The most likely resolution is the first: statistical fluctuation. Both experiments are still accumulating data, and the tension should either sharpen into a real discrepancy or gradually fade as statistics improve.

Combined analysis

Global fits combine T2K, NOvA, and reactor-experiment data (Daya Bay, RENO, Double Chooz) to extract the best values of all PMNS parameters simultaneously. As of 2024, the combined fits give:

• ${\delta }_{CP}/\pi =1.19\pm 0.22$ (i.e., close to $-\pi /2$)
• ${\sin }^2{\theta }_{23}=0.451$ (lower octant) or $0.570$ (upper octant) — the octant remains unresolved
• Normal mass ordering preferred at ~2σ
• CP conservation excluded at ~2.5σ

These numbers are heavily driven by T2K in the neutrino-mode CP analysis, and by NOvA’s longer-baseline matter effects for the mass-ordering hint. They are insufficient for 5σ discovery of either CP violation or the mass ordering.

Why these experiments matter

T2K and NOvA occupy a specific role in the history of neutrino physics: they are the first experiments that genuinely tried to measure ${\delta }_{CP}$, and they did so after the Daya Bay measurement of ${\theta }_{13}$ (2012) made the enterprise feasible.

Their results have demonstrated:

1. The experimental programme works: CP-sensitive ${\nu }_{\mu }\to {\nu }_e$ appearance measurements are statistically viable in long-baseline beam experiments.
2. ${\delta }_{CP}$ is probably not zero: Both experiments show non-trivial asymmetries at $\sim 2\sigma$ confidence, and the combined data excludes CP conservation at ~2.5σ.
3. The next generation is necessary: 5σ discovery requires an order-of-magnitude increase in statistics, achievable only with Hyper-Kamiokande and DUNE.

The baton-passing is already happening. T2K’s successor Hyper-Kamiokande begins physics operation in 2027 on the same J-PARC beam. NOvA’s successor DUNE begins operation in 2029 on an upgraded Fermilab beam. Both of the current experiments will have contributed their data to the worldwide combined fits that will, sometime in the 2030s, deliver a definitive answer on whether the lepton sector violates CP.

Lessons learned

Several methodological lessons from T2K and NOvA will inform the next generation:

Near-detector systematics dominate at high statistics. Both experiments have found that as event counts grow, the limiting uncertainty becomes knowledge of neutrino-nucleus cross-sections. DUNE and Hyper-K are investing heavily in near-detector instrumentation precisely because of this lesson.

Matter effects + CP violation + mass ordering are entangled. The three effects enter the oscillation probability in non-orthogonal ways, and separating them requires either multiple baselines, multiple energy spectra, or both. The two current experiments, run in parallel, have shown that neither alone can cleanly separate all three.

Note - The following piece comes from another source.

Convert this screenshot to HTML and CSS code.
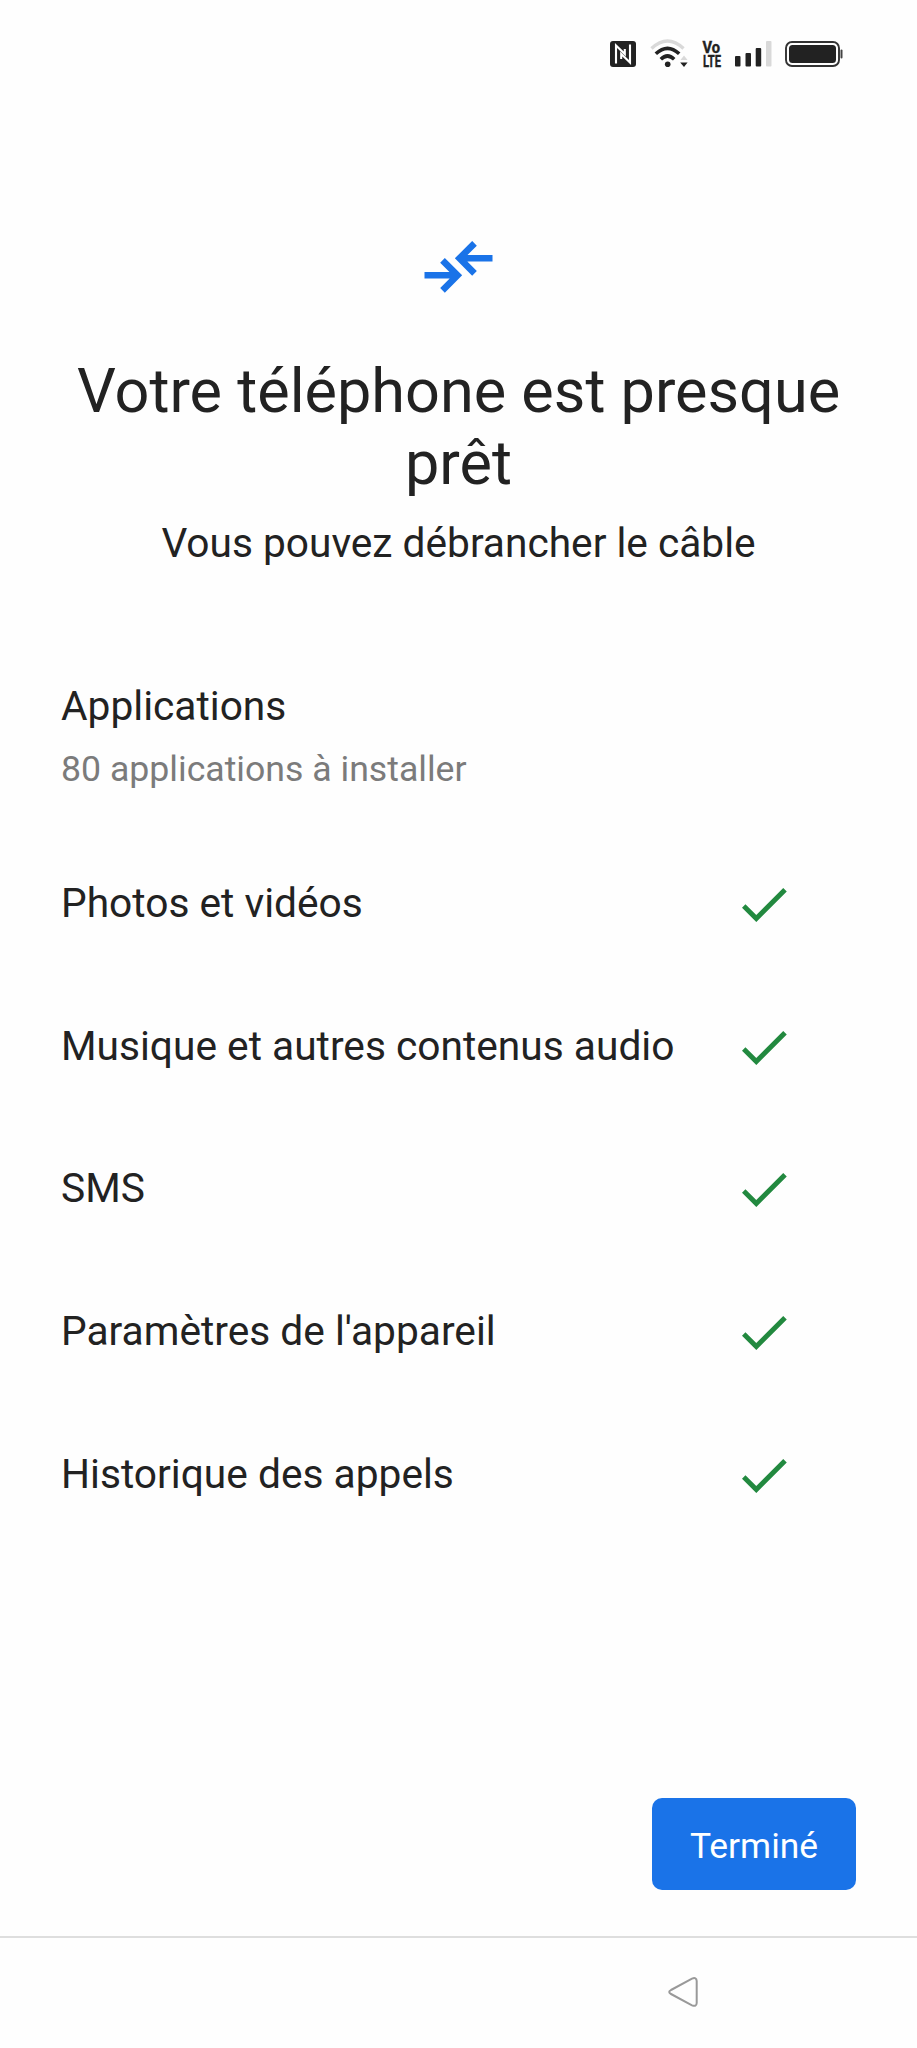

Long timescales are unavoidable. CP-violation hunting requires large event samples, which require beam exposure measured in years. Any single experiment takes a decade to produce a mature result, and the community must plan for this timescale rather than expect rapid answers.

As of 2026, T2K and NOvA together hold about 250 ${\nu }_e$ appearance events. By 2035, DUNE and Hyper-Kamiokande combined should hold several thousand. At that sample size, the CP violation question will be settled.